D’autres critiques estiment que cette expérimentation ne doit pas complètement remplacer les espèces, un moyen de paiement qui respecte la vie privée des usagers. Cette position se retrouve chez la France Insoumise, qui demande que des garde-fous soient prévus pour cet euro numérique. Pour le camp de Manon Aubry, il faut « garantir un euro numérique 100 % public, qui ne soit ni développé ni commercialisé par des plateformes privées, qui respecte la vie privée des usagers et qui ne remplace pas l’argent liquide ».

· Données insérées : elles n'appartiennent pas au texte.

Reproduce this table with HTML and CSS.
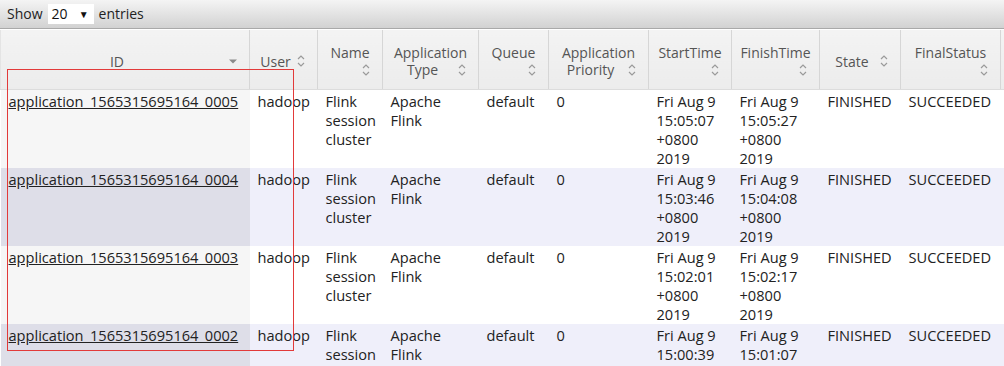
FILE: index.html
```html
<!DOCTYPE html>
<html>
<head>
<meta charset="utf-8">
<link rel="stylesheet" href="styles.css">
</head>
<body>
<div class="page">
  <div class="toolbar">
    <span>Show</span>
    <span class="select"><span>20</span><span class="caret">&#9660;</span></span>
    <span>entries</span>
  </div>
  <table class="apps">
    <colgroup>
      <col class="c-id"><col class="c-user"><col class="c-name"><col class="c-type"><col class="c-queue"><col class="c-prio"><col class="c-start"><col class="c-finish"><col class="c-state"><col class="c-final"><col class="c-more">
    </colgroup>
    <thead>
      <tr>
        <th><div class="sw">ID<span class="si"><svg width="10" height="16" viewBox="0 0 10 16"><polygon points="1,6.5 9,6.5 5,10.5" fill="#8a8a8a"/></svg></span></div></th>
        <th><div class="sw">User<span class="si"><svg class="both" width="10" height="16" viewBox="0 0 10 16"><polyline points="2,6 5,3 8,6"/><polyline points="2,10 5,13 8,10"/></svg></span></div></th>
        <th><div class="sw">Name<span class="si"><svg class="both" width="10" height="16" viewBox="0 0 10 16"><polyline points="2,6 5,3 8,6"/><polyline points="2,10 5,13 8,10"/></svg></span></div></th>
        <th><div class="sw">Application Type<span class="si"><svg class="both" width="10" height="16" viewBox="0 0 10 16"><polyline points="2,6 5,3 8,6"/><polyline points="2,10 5,13 8,10"/></svg></span></div></th>
        <th><div class="sw">Queue<span class="si"><svg class="both" width="10" height="16" viewBox="0 0 10 16"><polyline points="2,6 5,3 8,6"/><polyline points="2,10 5,13 8,10"/></svg></span></div></th>
        <th><div class="sw">Application Priority<span class="si"><svg class="both" width="10" height="16" viewBox="0 0 10 16"><polyline points="2,6 5,3 8,6"/><polyline points="2,10 5,13 8,10"/></svg></span></div></th>
        <th><div class="sw">StartTime<span class="si"><svg class="both" width="10" height="16" viewBox="0 0 10 16"><polyline points="2,6 5,3 8,6"/><polyline points="2,10 5,13 8,10"/></svg></span></div></th>
        <th><div class="sw">FinishTime<span class="si"><svg class="both" width="10" height="16" viewBox="0 0 10 16"><polyline points="2,6 5,3 8,6"/><polyline points="2,10 5,13 8,10"/></svg></span></div></th>
        <th><div class="sw">State<span class="si"><svg class="both" width="10" height="16" viewBox="0 0 10 16"><polyline points="2,6 5,3 8,6"/><polyline points="2,10 5,13 8,10"/></svg></span></div></th>
        <th><div class="sw">FinalStatus<span class="si"><svg class="both" width="10" height="16" viewBox="0 0 10 16"><polyline points="2,6 5,3 8,6"/><polyline points="2,10 5,13 8,10"/></svg></span></div></th>
        <th></th>
      </tr>
    </thead>
    <tbody>
      <tr class="odd">
        <td class="sorted"><a href="#">application_1565315695164_0005</a></td>
        <td>hadoop</td><td>Flink session cluster</td><td>Apache Flink</td><td>default</td><td>0</td>
        <td>Fri Aug 9 15:05:07 +0800 2019</td><td>Fri Aug 9 15:05:27 +0800 2019</td>
        <td>FINISHED</td><td>SUCCEEDED</td><td></td>
      </tr>
      <tr class="even">
        <td class="sorted"><a href="#">application_1565315695164_0004</a></td>
        <td>hadoop</td><td>Flink session cluster</td><td>Apache Flink</td><td>default</td><td>0</td>
        <td>Fri Aug 9 15:03:46 +0800 2019</td><td>Fri Aug 9 15:04:08 +0800 2019</td>
        <td>FINISHED</td><td>SUCCEEDED</td><td></td>
      </tr>
      <tr class="odd">
        <td class="sorted"><a href="#">application_1565315695164_0003</a></td>
        <td>hadoop</td><td>Flink session cluster</td><td>Apache Flink</td><td>default</td><td>0</td>
        <td>Fri Aug 9 15:02:01 +0800 2019</td><td>Fri Aug 9 15:02:17 +0800 2019</td>
        <td>FINISHED</td><td>SUCCEEDED</td><td></td>
      </tr>
      <tr class="even">
        <td class="sorted"><a href="#">application_1565315695164_0002</a></td>
        <td>hadoop</td><td>Flink session cluster</td><td>Apache Flink</td><td>default</td><td>0</td>
        <td>Fri Aug 9 15:00:39 +0800 2019</td><td>Fri Aug 9 15:01:07 +0800 2019</td>
        <td>FINISHED</td><td>SUCCEEDED</td><td></td>
      </tr>
    </tbody>
  </table>
  <div class="highlight"></div>
</div>
</body>
</html>
```

FILE: styles.css
```css
html, body {
  margin: 0;
  padding: 0;
  background: #fff;
  overflow: hidden;
}
.page {
  position: relative;
  width: 1004px;
  height: 366px;
  overflow: hidden;
  font-family: "Open Sans", "Noto Sans", sans-serif;
  font-size: 14.6px;
  color: #222;
}
.toolbar {
  height: 29px;
  box-sizing: border-box;
  border-bottom: 1px solid #a9a9a9;
  background: linear-gradient(#f4f4f4, #d2d2d2);
  display: flex;
  align-items: center;
  gap: 5px;
  padding-left: 7px;
  color: #222;
  font-size: 14px;
  line-height: 18px;
}
.select {
  display: inline-flex;
  align-items: center;
  justify-content: space-between;
  width: 46px;
  height: 20px;
  box-sizing: border-box;
  padding: 0 5px 0 4px;
  background: #fff;
  color: #111;
}
.caret {
  font-size: 10px;
  color: #111;
}
.apps {
  border-collapse: collapse;
  table-layout: fixed;
  width: 1100px;
  margin-top: 1px;
}
.c-id { width: 249px; }
.c-user { width: 68px; }
.c-name { width: 65px; }
.c-type { width: 96px; }
.c-queue { width: 70px; }
.c-prio { width: 100px; }
.c-start { width: 83px; }
.c-finish { width: 88px; }
.c-state { width: 81px; }
.c-final { width: 100px; }
.c-more { width: 100px; }
.apps th {
  height: 59px;
  box-sizing: border-box;
  padding: 5px 8px 1px;
  background: linear-gradient(#f3f3f3, #ececec);
  border-right: 1px solid #d6d6d6;
  border-bottom: 1px solid #dcdcdc;
  color: #555;
  font-size: 14px;
  font-weight: normal;
  text-align: center;
  vertical-align: middle;
  line-height: 17px;
}
.apps th:first-child {
  border-left: 1px solid #e4e4e4;
}
.si {
  float: right;
  width: 16px;
  height: 17px;
  display: flex;
  justify-content: center;
  align-items: center;
}
.si svg.both polyline {
  fill: none;
  stroke: #9a9a9a;
  stroke-width: 1.2;
}
.apps td {
  padding: 2px 8px 0;
  line-height: 19px;
  vertical-align: top;
  color: #222;
  height: 76px;
}
.apps td a {
  color: #222;
}
.odd td { background: #fff; }
.odd td.sorted { background: #f6f6f6; }
.even td { background: #efeffa; }
.even td.sorted { background: #dedee8; }
.highlight {
  position: absolute;
  left: 7px;
  top: 69px;
  width: 285px;
  height: 280px;
  border: 1px solid #e23a3a;
}
```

On retrouve cette dernière idée au sein de la liste défendue par Place publique et le PS. Les deux partis souhaitent, de leur côté, « s’assurer que l’euro digital ne se fasse pas au détriment d’un accès à la liquidité ». Une inquiétude aussi relayée par Pierre Beyssac du Parti Pirate. Pour l’instant, nous a-t-il expliqué, « nous ne savons pas trop ce que donnera ce projet de monnaie numérique d’une banque centrale. Nous sommes assez sceptiques sur l’intérêt potentiel d’un euro numérique, mais nous demandons à voir ce qui peut être fait ». « L’intérêt des cryptomonnaies est de ne pas être centralisé. Or ici, il s’agirait d’une monnaie centralisée », a-t-il ajouté.

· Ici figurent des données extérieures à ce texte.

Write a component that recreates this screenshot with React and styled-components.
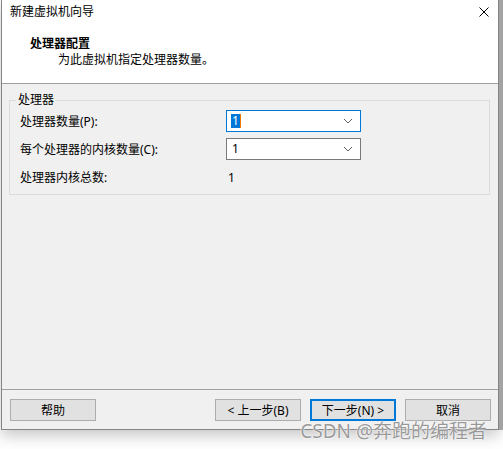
import React from 'react';
import styled, { createGlobalStyle } from 'styled-components';

const GlobalStyle = createGlobalStyle`
  html, body {
    margin: 0;
    padding: 0;
    background: #fff;
  }
  body {
    font-family: 'Noto Sans', 'Noto Sans CJK SC', sans-serif;
    font-size: 12px;
    color: #000;
  }
`;

const Page = styled.div`
  position: relative;
  width: 503px;
  height: 449px;
  display: flex;
  align-items: flex-start;
  overflow: hidden;
  background: #fff;
`;

const Window = styled.div`
  margin-left: 1px;
  width: 496px;
  height: 429px;
  display: flex;
  flex-direction: column;
  border-left: 1px solid #858585;
  border-right: 1px solid #858585;
  border-bottom: 1px solid #858585;
  box-shadow: 0 6px 14px rgba(0, 0, 0, 0.22);
  background: #f0f0f0;
`;

const Edge = styled.div`
  width: 4px;
  height: 430px;
  background: #a3a3a3;
`;

const TitleBar = styled.div`
  height: 24px;
  display: flex;
  align-items: center;
  justify-content: space-between;
  padding: 0 9px 0 8px;
  background: #fff;
  line-height: 16px;
`;

const Close = styled.svg`
  width: 10px;
  height: 10px;
`;

const Header = styled.div`
  background: #fff;
  padding: 12px 0 15px 28px;
  border-bottom: 1px solid #a0a0a0;
  line-height: 16px;
`;

const HeaderTitle = styled.div`
  font-weight: bold;
`;

const HeaderText = styled.div`
  padding-left: 28px;
`;

const Body = styled.div`
  flex: 1;
  padding: 16px 8px 0 7px;
`;

const GroupBox = styled.div`
  position: relative;
  border: 1px solid #dcdcdc;
  padding: 9px 10px 6px;
`;

const Legend = styled.span`
  position: absolute;
  top: -9px;
  left: 6px;
  padding: 0 2px;
  background: #f0f0f0;
  line-height: 16px;
`;

const Rows = styled.div`
  display: grid;
  grid-template-columns: 206px 135px;
  grid-auto-rows: 22px;
  row-gap: 6px;
  align-items: center;
`;

const Combo = styled.div`
  height: 22px;
  box-sizing: border-box;
  display: flex;
  align-items: center;
  justify-content: space-between;
  padding: 0 7px 0 4px;
  background: #fff;
  border: 1px solid ${p => (p.$focused ? '#0078d7' : '#7a7a7a')};
`;

const Value = styled.span`
  line-height: 14px;
  padding: 0 1px;
  color: ${p => (p.$selected ? '#fff' : '#000')};
  background: ${p => (p.$selected ? '#0078d7' : 'transparent')};
  border-right: ${p => (p.$selected ? '1px solid #f07a00' : 'none')};
`;

const Total = styled.span`
  padding-left: 2px;
`;

const Chevron = styled.svg`
  width: 10px;
  height: 6px;
`;

const Footer = styled.div`
  border-top: 1px solid #a0a0a0;
  display: flex;
  align-items: center;
  padding: 9px 6px 8px 8px;
`;

const Button = styled.button`
  width: 86px;
  height: 22px;
  box-sizing: border-box;
  margin: 0;
  margin-left: ${p => p.$gap || 0}px;
  padding: 0;
  font: inherit;
  color: #000;
  background: #e1e1e1;
  border: ${p => (p.$primary ? '2px solid #0078d7' : '1px solid #adadad')};
`;

const Watermark = styled.div`
  position: absolute;
  right: 16px;
  bottom: 7px;
  font-family: 'Noto Sans', 'Noto Sans CJK SC', sans-serif;
  font-size: 19px;
  line-height: 22px;
  color: rgba(120, 120, 120, 0.75);
  text-shadow: 0 0 2px #fff, 0 0 1px #fff;
`;

const ChevronIcon = () => (
  <Chevron viewBox="0 0 10 6">
    <polyline points="1,1 5,5 9,1" fill="none" stroke="#606060" strokeWidth="1" />
  </Chevron>
);

const App = () => {
  return (
    <Page>
      <GlobalStyle />
      <Window>
        <TitleBar>
          <span>新建虚拟机向导</span>
          <Close viewBox="0 0 10 10">
            <path d="M0.5 0.5L9.5 9.5M9.5 0.5L0.5 9.5" stroke="#000" strokeWidth="1" />
          </Close>
        </TitleBar>
        <Header>
          <HeaderTitle>处理器配置</HeaderTitle>
          <HeaderText>为此虚拟机指定处理器数量。</HeaderText>
        </Header>
        <Body>
          <GroupBox>
            <Legend>处理器</Legend>
            <Rows>
              <span>处理器数量(P):</span>
              <Combo $focused>
                <Value $selected>1</Value>
                <ChevronIcon />
              </Combo>
              <span>每个处理器的内核数量(C):</span>
              <Combo>
                <Value>1</Value>
                <ChevronIcon />
              </Combo>
              <span>处理器内核总数:</span>
              <Total>1</Total>
            </Rows>
          </GroupBox>
        </Body>
        <Footer>
          <Button>帮助</Button>
          <Button $gap={119}>&lt; 上一步(B)</Button>
          <Button $gap={9} $primary>下一步(N) &gt;</Button>
          <Button $gap={9}>取消</Button>
        </Footer>
      </Window>
      <Edge />
      <Watermark>CSDN @奔跑的编程者</Watermark>
    </Page>
  );
};

export default App;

À l’inverse, certains partis d’extrême droite y sont opposés – à noter qu’il n’y a aucune mention de ce sujet dans les propositions du Rassemblement national, dont la liste est menée par Jordan Bardella. Ce n’est pas le cas de Reconquête, défendue par Marion Maréchal, qui soutient l’idée que « l’Euro numérique, s’il est vraiment établi, ne (doit pas) remplacer les autres moyens de paiement comme l’argent liquide ou le chèque. Il ne (doit pas) bénéficier de primauté ou d’exclusivité pour certains usages par rapport aux autres moyens de paiement ».

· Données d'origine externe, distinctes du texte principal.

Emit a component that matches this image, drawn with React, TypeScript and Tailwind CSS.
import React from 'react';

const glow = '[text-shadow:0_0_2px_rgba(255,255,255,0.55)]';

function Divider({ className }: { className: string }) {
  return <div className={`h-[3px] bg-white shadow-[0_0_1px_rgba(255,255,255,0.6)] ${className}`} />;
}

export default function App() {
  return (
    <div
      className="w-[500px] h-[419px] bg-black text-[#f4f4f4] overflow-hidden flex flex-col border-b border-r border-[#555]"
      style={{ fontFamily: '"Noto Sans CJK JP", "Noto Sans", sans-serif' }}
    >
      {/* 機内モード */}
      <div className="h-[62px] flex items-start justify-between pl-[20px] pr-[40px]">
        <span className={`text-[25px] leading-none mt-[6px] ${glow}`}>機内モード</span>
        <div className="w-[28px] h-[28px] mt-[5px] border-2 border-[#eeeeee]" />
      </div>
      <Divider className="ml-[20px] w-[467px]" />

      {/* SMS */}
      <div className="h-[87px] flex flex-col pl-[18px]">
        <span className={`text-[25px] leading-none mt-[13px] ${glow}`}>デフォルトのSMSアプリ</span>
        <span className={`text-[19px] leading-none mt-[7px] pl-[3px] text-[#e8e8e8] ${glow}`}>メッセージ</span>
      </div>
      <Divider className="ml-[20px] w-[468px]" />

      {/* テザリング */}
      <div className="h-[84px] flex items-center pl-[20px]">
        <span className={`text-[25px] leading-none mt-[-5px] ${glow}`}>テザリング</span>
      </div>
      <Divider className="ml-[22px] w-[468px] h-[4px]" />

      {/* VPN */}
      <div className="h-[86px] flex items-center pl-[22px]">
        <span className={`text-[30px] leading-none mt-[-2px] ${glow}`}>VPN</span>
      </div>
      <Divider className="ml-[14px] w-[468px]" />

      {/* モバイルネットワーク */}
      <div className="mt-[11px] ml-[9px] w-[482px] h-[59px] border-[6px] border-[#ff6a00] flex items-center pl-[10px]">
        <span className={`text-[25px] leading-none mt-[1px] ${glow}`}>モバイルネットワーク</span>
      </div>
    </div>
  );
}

Le message est similaire chez les Patriotes, dont la liste est portée par Florian Philippot. Est défendu le fait de « constitutionnaliser l’argent liquide, gage de liberté, et de refuser l’euro numérique, outil de surveillance généralisée », sans davantage de précision. On trouve aussi des « non à l’euro numérique » dans d’autres listes, comme celles de « Forteresse Europe – liste d’unité nationaliste » et de « Non ! Prenons-nous en mains » – cette dernière n’étant pas classée à l’extrême droite de l’échiquier politique.